Questa serie ha una regia dinamica con dei numerosi e funzionali angoli olandesi, delle musiche meravigliose di Tom Rowlands volutamente contemporanee, un protagonista impeccabile, dei personaggi secondari ben definiti, dei personaggi femminili affascinanti e sfaccettati, ed ha soprattutto un fine. Prima di tutto, ricordaci che la storia può essere affascinante, che va studiata perché ci ricorda chi siamo e dove stiamo andando. Ed in secondo luogo demolire il personaggio di M. dalle fondamenta e non perché viene rappresentato come una macchietta, come alcuni hanno sostenuto.
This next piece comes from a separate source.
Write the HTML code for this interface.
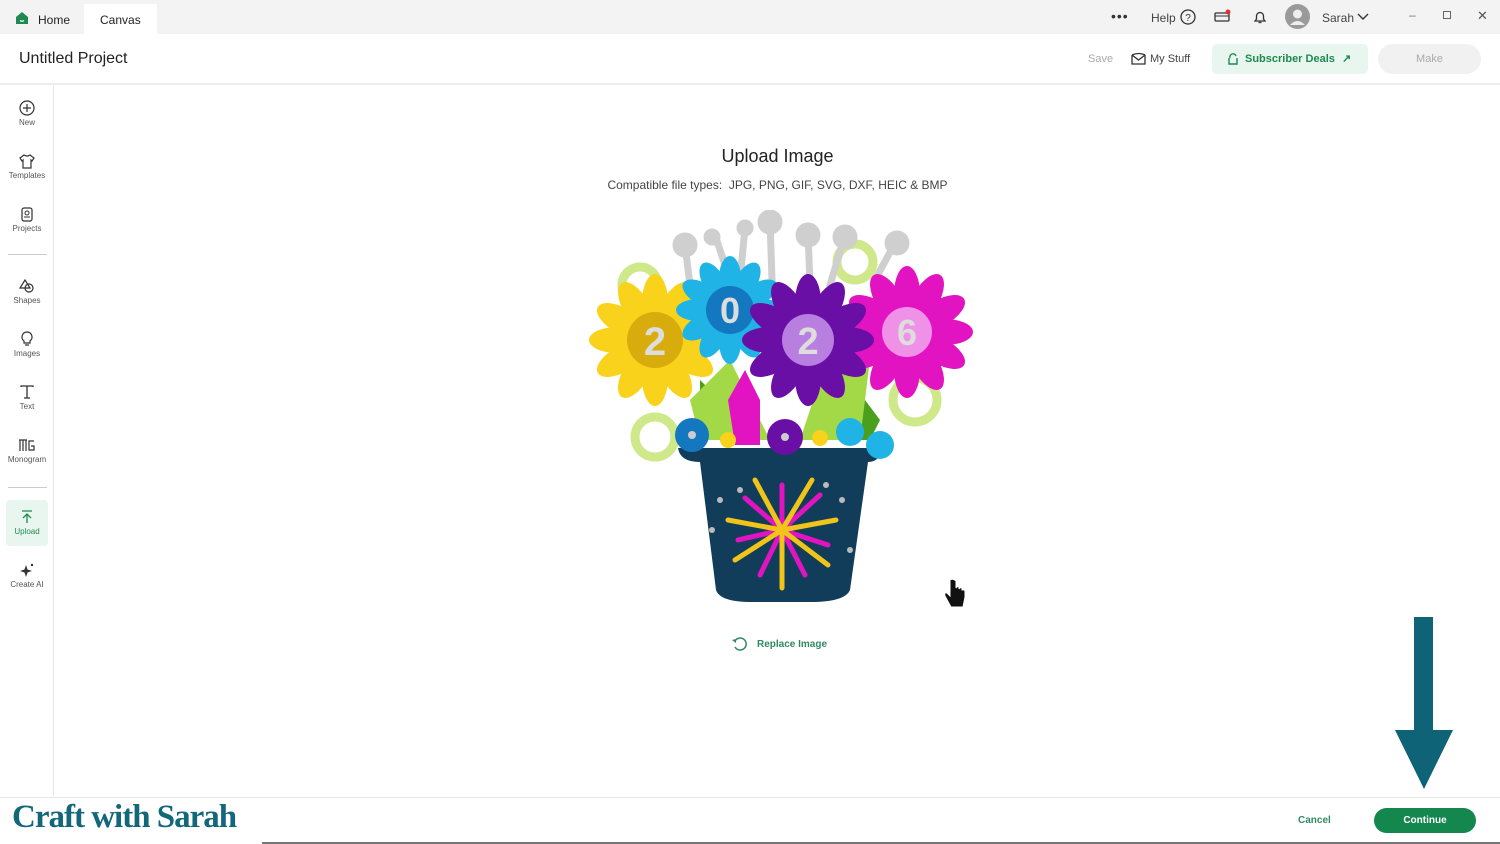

Il Benito di questa serie è sicuramente caricato, tuttavia, ci sono molti momenti di introspezione del personaggio che mettono in luce le sue debolezze. Ad esempio, la paura del tempo che passa, l’ansia per il futuro ed infine, nella stupenda scena in cui parla con il suo busto che gli ha regalato Margherita Sarfatti esprime la sua volontà di essere imperturbabile, di essere egli stesso un busto che non si fa scalfire da nulla. M viene demolito non perché se ne fa una caricatura, ma semplicemente, raccontando la sua ascesa al potere e la sua vita privata, entrambe sfere su cui non c’è nulla da salvare. Immagino che, ovviamente, questo avrà fatto arrabbiare qualche nostalgico, che senza nessuna vergogna commenta indignato i post sui vari social che parlano di questa serie. Ecco il problema, almeno in Italia, è questo: non abbiamo fatto pace con il nostro passato, ed ancora crediamo dobbiamo sentirci dire che “ha fatto anche cose buone” e che alla fine il principio de “il fine giustifica i mezzi” è un pensiero da uomini forti e valorosi. Invece non lo è perché, come la serie ci mostra, in nome di quel principio si vive senza ideali, si è pronti a tradire tutti. In nome di quel principio si vive sotto una dittatura per 20 anni, si tortura, si picchia, si uccide chi non è d’accordo. E questo non potrà mai convivere con “l’aver fatto anche cose buone”.
Quindi grazie Antonio Scurati, grazie Joe Wright e grazie Luca Marinelli: non è stato facile, in questo paese, in questo periodo storico riuscire a realizzare un progetto che non fosse solo retorico, ma soprattutto di grande qualità.